Shobbrook’s wines are best described as ‘natural’. They don’t rely on oak, alcohol and fruit sweetness, but rather the friction between taste and texture. Acid and tannin rub up against each other in his reds and whites and, with that, carry wonderful flavour, complexity and weight – while also staying light on their feet and refreshing. He plays with varietal blends that have nothing in common with the usual suspects from many of his neighbours. His wines have been organic since 2009, the Barossa’s warm and dry climate minimising the risks associated with humidity.
Craig Isbel and Brian Conway were drinking in the Beaujolais region in France when they had a great idea. For many, that would simply have fizzled when the booze wore off and reality returned. But not for these guys, who came home and created Izway Wines, an exercise in displaying the nuances behind established subject matter like shiraz and grenache.
They use site and sub-region to tease out the secrets that lie buried in some of the world’s oldest soil. Power and elegance and a respect for old vines and regional character come to mind when tasting these wines, with a nod to Craig’s experience at nearby Torbreck Wines, where he still serves as senior winemaker.
A tip from my tasting with Craig at his cellar door: the late-ripening 2017 vintage will yield outstanding grenache. Buy up big when these releases begin next year.
A handshake from Peter Lehmann (1930-2013) was as good as a contract. Lehmann’s legacy seemingly stretches through countless Barossa families, while the wines that still bear his name remain firmly entrenched among the greats of Barossa winemaking. “Take care of your vineyard, take care of your people and great wine will come.”
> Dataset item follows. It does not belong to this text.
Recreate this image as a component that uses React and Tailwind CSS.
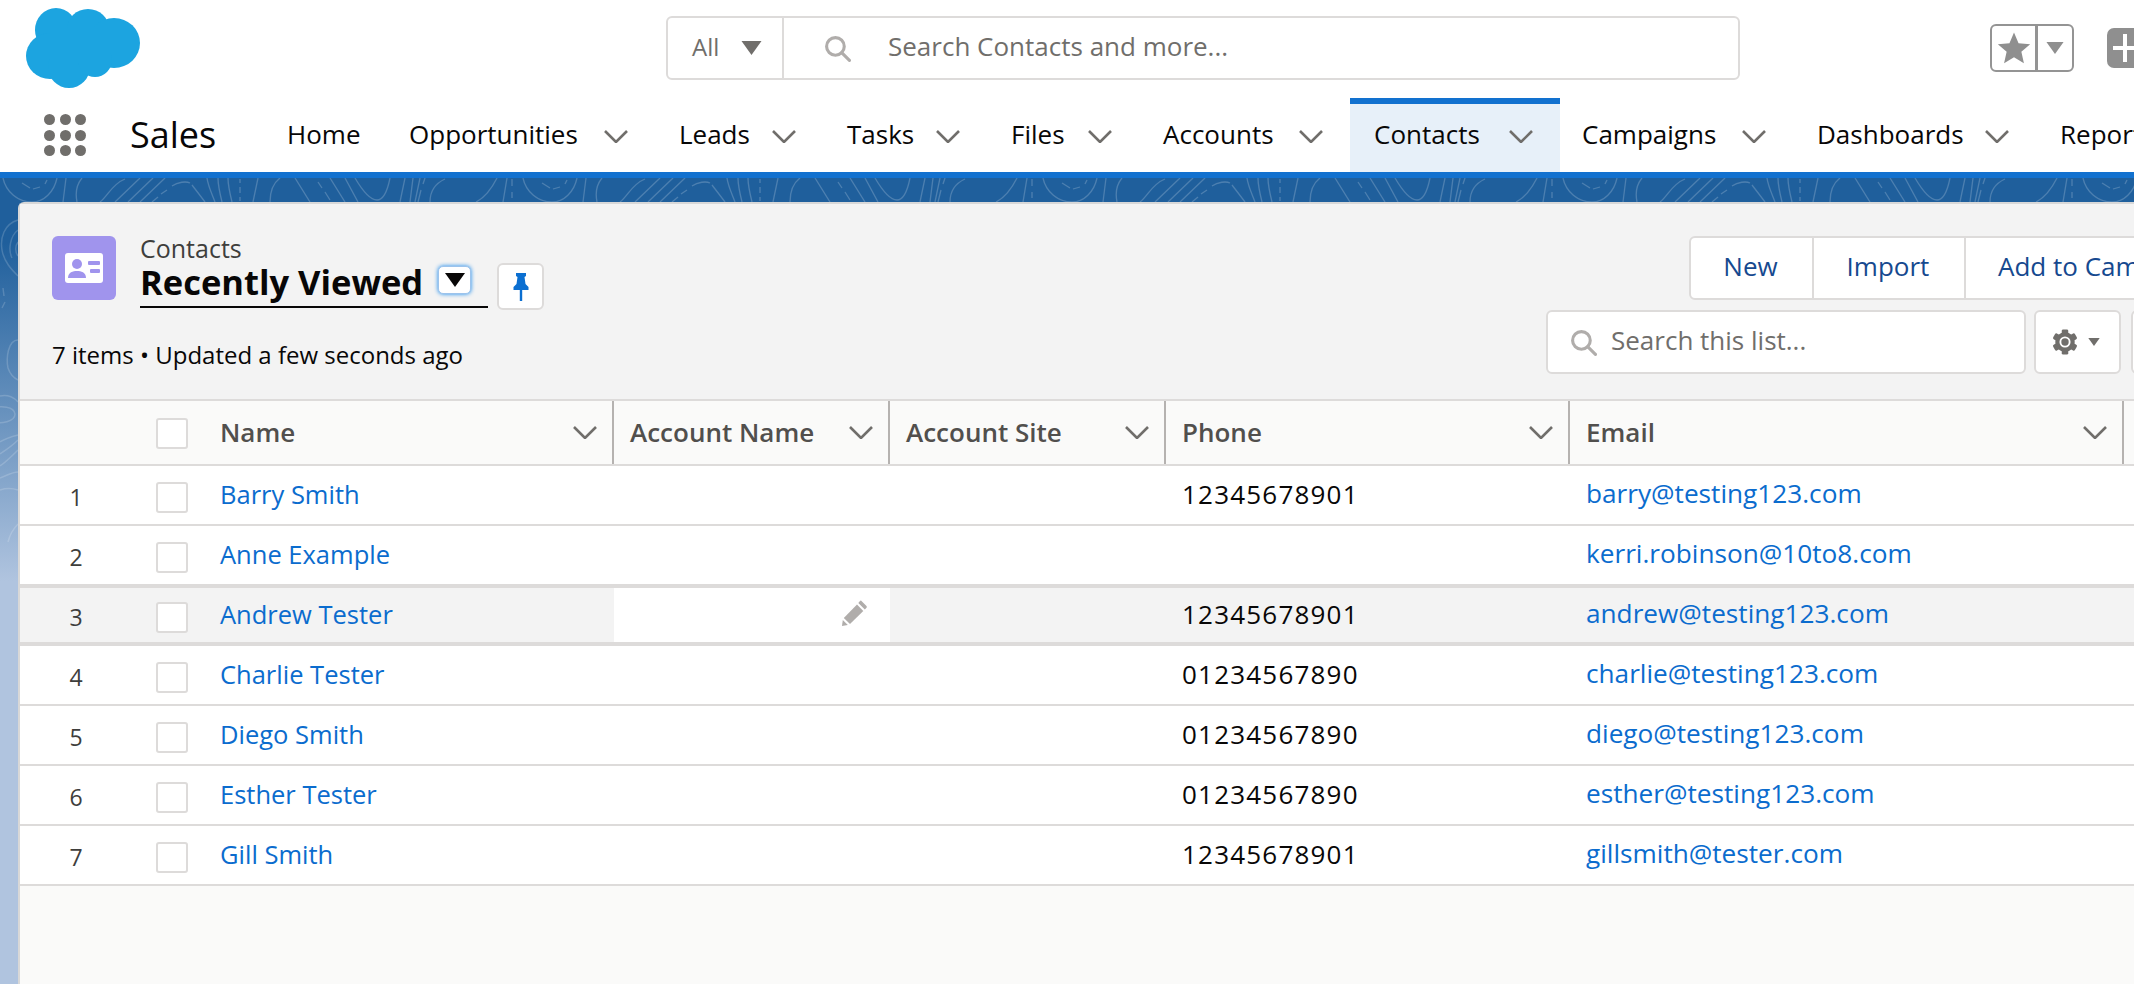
import React from "react";

const Chevron = ({ className = "" }) => (
  <svg viewBox="0 0 24 13" className={`w-[24px] h-[13px] shrink-0 ${className}`} fill="none" stroke="#706e6b" strokeWidth="2.6">
    <path d="M1 1 L12 12 L23 1" />
  </svg>
);

const Tri = ({ className = "", color = "#706e6b" }) => (
  <svg viewBox="0 0 20 14" className={className} fill={color}>
    <path d="M0 0 H20 L10 14 Z" />
  </svg>
);

const SearchIcon = ({ className = "" }) => (
  <svg viewBox="0 0 26 26" className={`shrink-0 ${className}`} fill="none" stroke="#b0adab" strokeWidth="3">
    <circle cx="11" cy="11" r="8.5" />
    <path d="M17 17 L24.5 24.5" strokeLinecap="round" />
  </svg>
);

const Cloud = () => (
  <svg viewBox="0 0 114 80" className="w-[114px] h-[80px]" fill="#1ca4e0">
    <ellipse cx="30" cy="22" rx="21" ry="22" />
    <ellipse cx="62" cy="21" rx="21" ry="20" />
    <ellipse cx="88" cy="35" rx="26" ry="25" />
    <ellipse cx="24" cy="48" rx="24" ry="23" />
    <ellipse cx="43" cy="59" rx="21" ry="21" />
    <ellipse cx="69" cy="52" rx="17" ry="17" />
    <rect x="24" y="20" width="60" height="34" />
  </svg>
);

const navItems = [
  { label: "Home", cls: "w-[122px]", chev: false },
  { label: "Opportunities", cls: "w-[270px]", chev: true },
  { label: "Leads", cls: "w-[168px]", chev: true },
  { label: "Tasks", cls: "w-[164px]", chev: true },
  { label: "Files", cls: "w-[152px]", chev: true },
  { label: "Accounts", cls: "w-[211px]", chev: true },
  { label: "Contacts", cls: "w-[210px] bg-[#e7f0f9]", chev: true, active: true },
  { label: "Campaigns", cls: "w-[233px] !pl-[22px]", chev: true },
  { label: "Dashboards", cls: "w-[243px]", chev: true },
  { label: "Reports", cls: "w-[160px]", chev: false },
];

const rows = [
  { n: 1, name: "Barry Smith", phone: "12345678901", email: "barry@testing123.com" },
  { n: 2, name: "Anne Example", phone: "", email: "kerri.robinson@10to8.com" },
  { n: 3, name: "Andrew Tester", phone: "12345678901", email: "andrew@testing123.com", hover: true },
  { n: 4, name: "Charlie Tester", phone: "01234567890", email: "charlie@testing123.com" },
  { n: 5, name: "Diego Smith", phone: "01234567890", email: "diego@testing123.com" },
  { n: 6, name: "Esther Tester", phone: "01234567890", email: "esther@testing123.com" },
  { n: 7, name: "Gill Smith", phone: "12345678901", email: "gillsmith@tester.com" },
];

const gridCols = "grid grid-cols-[110px_78px_406px_276px_276px_404px_554px_1fr]";

const Checkbox = () => (
  <div className="ml-[26px] w-[32px] h-[31px] bg-white border-2 border-[#dddbda] rounded-[3px]" />
);

const HeadCell = ({ label, first = false }) => (
  <div className={`flex items-center pr-[15px] h-full border-r-2 border-[#b5b2b0] ${first ? "pl-[12px]" : "pl-[16px]"}`}>
    <span className="text-[26px] font-semibold text-[#514f4d] whitespace-nowrap">{label}</span>
    <Chevron className="ml-auto" />
  </div>
);

const Banner = () => (
  <svg className="absolute inset-0 w-full h-full" fill="none">
    <defs>
      <pattern id="topo" x="0" y="0" width="520" height="24" patternUnits="userSpaceOnUse">
        <g stroke="#ffffff" strokeOpacity="0.2" strokeWidth="1.3">
          <path d="M3 0 C6 14 18 24 32 24 C44 24 54 14 57 0" />
          <path d="M22 5 L30 10 M33 11 L40 9 M47 2 L45 6" />
          <path d="M66 0 L63 24" />
          <path d="M82 0 C77 6 75 14 77 24" />
          <path d="M125 1 C112 6 108 18 100 24 M140 0 L115 24 M153 0 L128 24 M165 0 L140 24" />
          <path d="M152 24 L158 19 M161 16 L167 12 M172 8 C178 4 186 3 190 5 M192 7 L205 24" />
          <path d="M207 0 C208 8 212 16 215 24 M218 0 C218 8 220 16 222 24 M228 0 C228 8 230 16 232 24" />
          <path d="M240 1 V5 M240 9 V15 M240 19 V23" />
          <path d="M258 0 L253 24 M280 0 C272 6 270 14 270 24" />
          <path d="M295 0 L310 24 M318 4 L322 10 M325 14 L330 22 M330 0 L345 24 M345 0 L358 24" />
          <path d="M355 0 C362 12 370 22 377 22 C384 22 388 10 390 0" />
          <path d="M400 24 L405 0 M410 24 L413 0 M415 24 L420 0 M425 0 L423 6 M421 12 L418 24 M445 1 C434 6 430 14 430 24" />
          <path d="M497 0 C490 14 484 20 476 24 M507 0 L503 24 M512 1 V8 M512 14 V20" />
        </g>
      </pattern>
    </defs>
    <rect x="0" y="0" width="2134" height="24" fill="url(#topo)" />
    <g stroke="#ffffff" strokeOpacity="0.17" strokeWidth="1.5">
      <path d="M18 42 C4 46 0 60 2 72 C4 84 12 92 18 98" />
      <path d="M18 52 C10 58 8 72 12 80 M18 64 C15 68 15 74 18 78" />
      <path d="M3 110 L4 118 M5 124 L2 130" />
      <path d="M18 162 C8 162 6 180 8 190 C10 196 14 200 18 202" />
      <path d="M0 218 C8 216 15 220 18 224 M-5 230 C0 228 14 228 15 236 C15 244 0 246 -5 244" />
      <path d="M0 264 C6 260 14 258 18 257 M0 276 C6 272 12 268 18 262 M0 288 C6 284 12 278 18 272 M0 300 C6 298 12 294 18 294 M0 312 C6 310 12 310 18 312" />
      <path d="M8 364 C10 356 14 350 18 346" />
    </g>
  </svg>
);

export default function App() {
  return (
    <div className="relative flex flex-col w-[2134px] h-[984px] overflow-hidden bg-white font-['Open_Sans',sans-serif] text-[#080707]">
      {/* Global header */}
      <div className="relative flex items-start h-[98px] shrink-0">
        <div className="ml-[26px] mt-[8px] shrink-0"><Cloud /></div>
        <div className="ml-[526px] mt-[16px] w-[1074px] shrink-0 h-[64px] flex items-center bg-white border-2 border-[#dddbda] rounded-[6px]">
          <div className="w-[116px] h-full flex items-center border-r-2 border-[#dddbda] pl-[24px]">
            <span className="text-[24px] text-[#706e6b] pb-[2px]">All</span>
            <Tri className="w-[21px] h-[14px] ml-[22px]" />
          </div>
          <SearchIcon className="ml-[40px] w-[27px] h-[27px]" />
          <span className="ml-[37px] text-[26px] text-[#706e6b] pb-[3px]">Search Contacts and more...</span>
        </div>
        <div className="ml-[250px] mt-[24px] w-[84px] shrink-0 h-[48px] flex border-2 border-[#949494] rounded-[6px]">
          <div className="w-[46px] flex items-center justify-center border-r-[3px] border-[#949494]">
            <svg viewBox="0 0 24 24" className="w-[34px] h-[34px]" fill="#8f8f8f">
              <path d="M12 1 L15.2 8.6 L23.4 9.3 L17.2 14.7 L19 22.8 L12 18.5 L5 22.8 L6.8 14.7 L0.6 9.3 L8.8 8.6 Z" />
            </svg>
          </div>
          <div className="flex-1 flex items-center justify-center">
            <Tri className="w-[18px] h-[12px]" color="#8f8f8f" />
          </div>
        </div>
        <div className="ml-[33px] mt-[28px] w-[60px] h-[40px] shrink-0 bg-[#8f8f8f] rounded-[7px] relative">
          <div className="absolute left-[6px] top-[18px] w-[37px] h-[4px] bg-white" />
          <div className="absolute left-[16px] top-[6px] w-[4px] h-[28px] bg-white" />
        </div>
      </div>

      {/* Nav bar */}
      <div className="relative flex h-[80px] shrink-0 border-b-[6px] border-[#1271cf]">
        <div className="w-[130px] shrink-0 pl-[44px] pt-[16px]">
          <div className="grid grid-cols-3 gap-x-[4.5px] gap-y-[4.5px] w-[42px]">
            {Array.from({ length: 9 }).map((_, i) => (
              <div key={i} className="w-[11px] h-[11px] rounded-full bg-[#706e6b]" />
            ))}
          </div>
        </div>
        <div className="w-[133px] shrink-0 flex items-center text-[36px] leading-none">Sales</div>
        {navItems.map((it) => (
          <div key={it.label} className={`relative flex items-center shrink-0 pl-[24px] pr-[27px] ${it.cls}`}>
            {it.active && <div className="absolute left-0 right-0 top-0 h-[6px] bg-[#1271cf]" />}
            <span className="text-[26px] whitespace-nowrap pb-[2px]">{it.label}</span>
            {it.chev && <Chevron className="ml-auto mt-[2px]" />}
          </div>
        ))}
      </div>

      {/* Page body */}
      <div className="relative flex-1 min-h-0 bg-[linear-gradient(180deg,#1f5f9c_0%,#1f5f9c_8%,#b0c4df_50%,#b0c4df_100%)] pt-[24px] pl-[18px]">
        <Banner />
        <div className="relative h-full flex flex-col bg-[#fafaf9] border-l-2 border-t-2 border-[#d8d8d8] rounded-tl-[6px]">
          {/* List header */}
          <div className="flex h-[195px] shrink-0 bg-[#f3f3f3]">
            <div className="pl-[32px] flex-1">
              <div className="flex pt-[32px]">
                <div className="w-[64px] h-[64px] rounded-[6px] bg-[#a094ed] flex items-center justify-center">
                  <svg viewBox="0 0 38 30" className="w-[38px] h-[30px]">
                    <rect width="38" height="30" rx="3" fill="#fff" />
                    <circle cx="12" cy="11" r="5" fill="#a094ed" />
                    <path d="M3 25 C3 19 8 18 12 18 C16 18 21 19 21 25 Z" fill="#a094ed" />
                    <rect x="23" y="8" width="12" height="4" rx="1" fill="#a094ed" />
                    <rect x="25" y="16" width="10" height="4" rx="1" fill="#a094ed" />
                  </svg>
                </div>
                <div className="ml-[24px] relative">
                  <div className="text-[25px] leading-[30px] text-[#3e3e3c] -mt-[3px]">Contacts</div>
                  <div className="flex items-center w-[348px] h-[45px] pb-[5px] border-b-2 border-[#080707]">
                    <span className="text-[34.5px] font-bold leading-none whitespace-nowrap">Recently Viewed</span>
                    <div className="absolute left-[298px] top-[30px] w-[33px] h-[28px] bg-white rounded-[5px] border border-[#9cc3ec] shadow-[0_0_4px_#1589ee] flex items-center justify-center">
                      <Tri className="w-[20px] h-[14px]" color="#080707" />
                    </div>
                  </div>
                </div>
                <div className="ml-[9px] mt-[27px] w-[47px] h-[47px] bg-white border-2 border-[#dddbda] rounded-[6px] flex items-center justify-center">
                  <svg viewBox="0 0 16 30" className="w-[16px] h-[30px]" fill="#0b6fd1">
                    <path d="M3 1 H13 V4 L11.5 5 L12.5 12 L15.5 15 V18 H9.2 V29 H6.8 V18 H0.5 V15 L3.5 12 L4.5 5 L3 4 Z" />
                  </svg>
                </div>
              </div>
              <div className="mt-[30px] text-[24px] leading-[30px]">7 items • Updated a few seconds ago</div>
            </div>
            <div className="w-[588px] shrink-0 overflow-hidden">
              <div className="flex pl-[143px] pt-[32px]">
                <div className="flex h-[64px] shrink-0 bg-white border-2 border-[#dddbda] rounded-l-[6px] text-[26px] text-[#16498f]">
                  <div className="w-[123px] flex items-center justify-center border-r-2 border-[#dddbda] pb-[3px] pr-[2px]">New</div>
                  <div className="w-[152px] flex items-center justify-center border-r-2 border-[#dddbda] pb-[3px] pr-[2px]">Import</div>
                  <div className="w-[300px] flex items-center pl-[32px] whitespace-nowrap pb-[3px]">Add to Campaign</div>
                </div>
              </div>
              <div className="flex pt-[10px]">
                <div className="w-[480px] h-[64px] shrink-0 flex items-center bg-white border-2 border-[#dddbda] rounded-[6px] pl-[22px]">
                  <SearchIcon className="w-[27px] h-[27px]" />
                  <span className="ml-[14px] text-[26px] text-[#706e6b] pb-[3px]">Search this list...</span>
                </div>
                <div className="ml-[8px] w-[87px] h-[64px] shrink-0 flex items-center bg-white border-2 border-[#dddbda] rounded-[6px] pl-[16px]">
                  <svg viewBox="0 0 28 28" className="w-[26px] h-[26px]">
                    <g fill="#706e6b">
                      <circle cx="14" cy="14" r="10.5" />
                      {[0, 60, 120, 180, 240, 300].map((a) => (
                        <rect key={a} x="10.5" y="0.5" width="7" height="6" rx="1.5" transform={`rotate(${a} 14 14)`} />
                      ))}
                    </g>
                    <circle cx="14" cy="14" r="6" fill="#fff" />
                    <circle cx="14" cy="14" r="4" fill="#706e6b" />
                  </svg>
                  <Tri className="ml-[10px] w-[12px] h-[8px]" />
                </div>
                <div className="ml-[10px] w-[40px] h-[64px] shrink-0 bg-white border-2 border-[#dddbda] rounded-l-[6px]" />
              </div>
            </div>
          </div>

          {/* Table head */}
          <div className={`${gridCols} h-[67px] shrink-0 border-y-2 border-[#dddbda] bg-[#fafaf9]`}>
            <div />
            <div className="flex items-center pt-[2px]"><Checkbox /></div>
            <HeadCell label="Name" first />
            <HeadCell label="Account Name" />
            <HeadCell label="Account Site" />
            <HeadCell label="Phone" />
            <HeadCell label="Email" />
            <div />
          </div>

          {/* Rows */}
          {rows.map((r) => (
            <div
              key={r.n}
              className={`${gridCols} shrink-0 items-stretch text-[26px] ${
                r.hover
                  ? "bg-[#f3f3f3] border-y-4 border-[#dddbda] -mt-[2px] h-[62px]"
                  : "h-[60px] bg-white border-b-2 border-[#dddbda]"
              }`}
            >
              <div className="flex items-center justify-center pl-[2px] text-[23px] text-[#3e3e3c] pt-[5px]">{r.n}</div>
              <div className="flex items-center pt-[4px]"><Checkbox /></div>
              <div className="flex items-center pl-[12px] pb-[2px] text-[25.5px] text-[#0b6cce] whitespace-nowrap">{r.name}</div>
              <div className={`relative flex items-center ${r.hover ? "bg-white" : ""}`}>
                {r.hover && (
                  <svg viewBox="0 0 26 27" className="absolute right-[22px] top-[11px] w-[26px] h-[27px]" fill="#b0adab">
                    <path d="M19 1.5 L24.5 7 C25 7.6 25 8.2 24.5 8.8 L22.8 10.5 L16.3 4 L18 2 C18.3 1.5 18.7 1.3 19 1.5 Z" />
                    <path d="M15 5.5 L21.3 12 L8 25 L1.8 19 Z" />
                    <path d="M0.8 21 L5.8 26 L0 27 Z" />
                  </svg>
                )}
              </div>
              <div />
              <div className="flex items-center pl-[16px] pb-[2px] tracking-[1.2px]">{r.phone}</div>
              <div className="flex items-center pl-[16px] pb-[2px] text-[26.2px] text-[#0b6cce] whitespace-nowrap">{r.email}</div>
              <div />
            </div>
          ))}
        </div>
      </div>
    </div>
  );
}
Many of us know the story. In 1977 Dalgety, a large pastoral business and the owner of Saltram Winery, decided not to buy grapes for the 1978 vintage. Peter Lehmann, then a winemaker at Saltram, refused to renege on the growers’ contracts. In a risky move, Lehmann and a handful of supporters established Masterson Wines to buy the grapes and make wines under contract at Saltram in vintages 1978 and 1979. In short order, the fledgling enterprise was forced to build its own winery, and has never looked back since.
The consistency and quality of Lehmann’s wines continues to this day. For me, it’s most notable in their underrated white wines such as the ‘Margaret’ Semillon (named after Lehmann’s wife and strongest supporter) and ‘Wigan’ Riesling, both of which are released with up to five years’ bottle age. In a region so often dominated by red wine, these two whites were some of my highlights from this trip.
As an older generation moves on and a newer one comes in, there’s often a perceived need to replace the current way of thinking with a new one. It doesn’t feel like that here. Perhaps no other region so passionately curates its history as the Barossa. It’s evident in initiatives like the Barossa Grounds Project, recording the soils, climate and topography of the region and its catalogue of old-vine grenache and shiraz.
In addition, ground will soon be broken for construction of the Barossa Cellar in Vine Vale, which will serve as a central cellar for the Barossa winemaking community. Wineries from the Eden Valley and Barossa Valley will store collections of their most precious wines there.
The Barossa Cellar will be invaluable as a time capsule of the greatest wines of their era, which future generations will one day be able to enjoy as much as we do now.